Parti de Douala, il a, comme tous ses compagnons d'infortune, effectué un long périple pour arriver jusqu'ici, en passant par le Nigeria, le Niger et le nord du Mali – franchi à grand-peine, moyennant la somme de25 000 francs CFA (38 euros) –, au beau milieu du conflit entre le pouvoir central de Bamako, les Touareg et les groupes djihadistes. Puis il est remonté de Tamanrasset, dans le sud de l'Algérie, jusqu'à la frontière nord avec le Maroc, à 70 km de Nador. Un parcours jalonné par la violence et le racket des passeurs, mais l'objectif est maintenant devant lui, et il est déterminé. "Chez moi, il n'y a pas d'argent, pas de travail ; en Europe, on peut vivre."

QUELQUES MARMITES, COUVERTURES, DE MAIGRES PROVISIONS

Swadogo Seydou, 19 ans, vient du Burkina Faso. "J'ai tenté de passer par la mer, depuis Tanger, mais je me suis fait attraper, et c'est très dangereux." Il a choisi désormais la voie terrestre. Il y a aussi un homme originaire de Guinée-Conakry, un Ivoirien, un Somalien et des dizaines d'autres, Maliens et Camerounais, tous âgés en moyenne d'une vingtaine d'années, disséminés dans la broussaille. "Les anglophones sont plus loin, dans d'autres campements", dit Papa Africa en désignant vaguement une autre partie de la montagne, occupée par des Nigérians.

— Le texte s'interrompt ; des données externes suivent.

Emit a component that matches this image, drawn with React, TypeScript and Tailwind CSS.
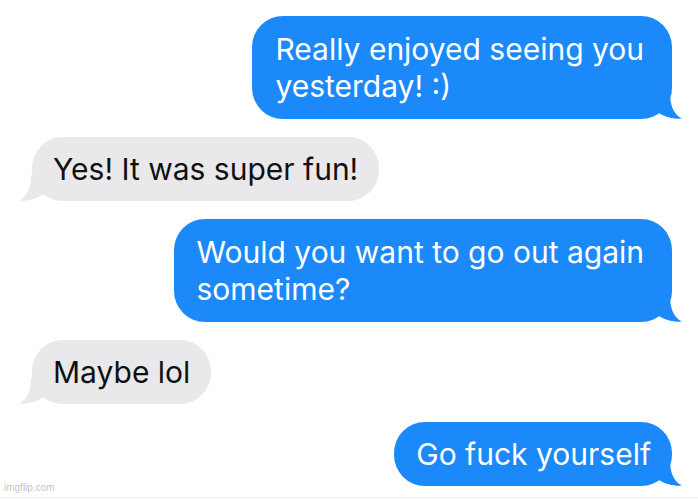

Les francophones se rassemblent entre eux, dans le dénuement le plus complet. Quelques marmites, quelques couvertures, de maigres provisions. Des restes de marché, des pattes de poulet, un peu de riz, une poignée de pommes de terre, des bidons d'eau ramenés péniblement par ceux chargés de descendre à tour de rôle "faire les courses". Le bien le plus précieux, gardé jalousement, reste le téléphone portable, qui leur permet de rester en contact avec la famille, et surtout avec les amis parvenus à Melilla. Quand il fonctionne.

La situation des migrants, toujours plus nombreux, s'est dégradée encore un peu plus depuis le départ, en mars, de la mission de Médecins sans frontières (MSF). Dans un rapport intitulé "Bloqués aux portes de l'Europe", l'ONG dénonçait alors "une violence institutionnelle" et des politiques migratoires qui "privilégient des critères de sécurité" au détriment des "droits humains fondamentaux". "Depuis 2004, ajoutait MSF, nos équipes sont témoins de la recrudescence de rafles policières au cours desquelles les effets personnels des migrants sont détruits ainsi que d'une augmentation des expulsions vers l'Algérie."

LES MANIFESTATIONS DE RACISME ANTI-NOIR SE MULTIPLIENT

"Ils entrent clandestinement, ils sontrefoulés clandestinement", acquiesce Adil Akid, militant de l'Association marocaine des droits de l'homme à Nador. La tente mobile de MSF a été remplacée par une garnison des forces de l'ordre marocaines. Et les Subsahariens se disent tous victimes de brutalités policières quand ils sont attrapés avant d'être relâchés dans la nature. Plusieurs exhibent des traces de coups sur les bras et les jambes. Nombreux aussi sont ceux qui dénoncent leur retour brutal et contraint par la Guardia Civil de l'autre côté des barrières, quand bien même ils étaient parvenus à fouler le sol espagnol.

Au Maroc, devenu non plus seulement un "pays de transit" mais un "pays de destination forcée", soumis à une forte pression européenne selon MSF, des manifestations de racisme anti-Noir se multiplient. Il y a quelques mois, un magazine marocain n'avait pas hésité à faire sa couverture sur le "péril noir". En juillet, des affiches immobilières appelant à ne pas louer à des Subsahariens étaient dénoncées sur les réseaux sociaux. En août, un Sénégalais, Ismail Faye, 31 ans, a été tué à l'arme blanche lors d'une rixe avec un Marocain à Rabat, la capitale, pour une histoire de place d'autobus.

Le roi a fini par intervenir. Après la remise d'un rapport du Conseil national des droits de l'homme marocain sur le sujet, Mohammed VI a appelé à "une gestion plus humaine des migrants clandestins".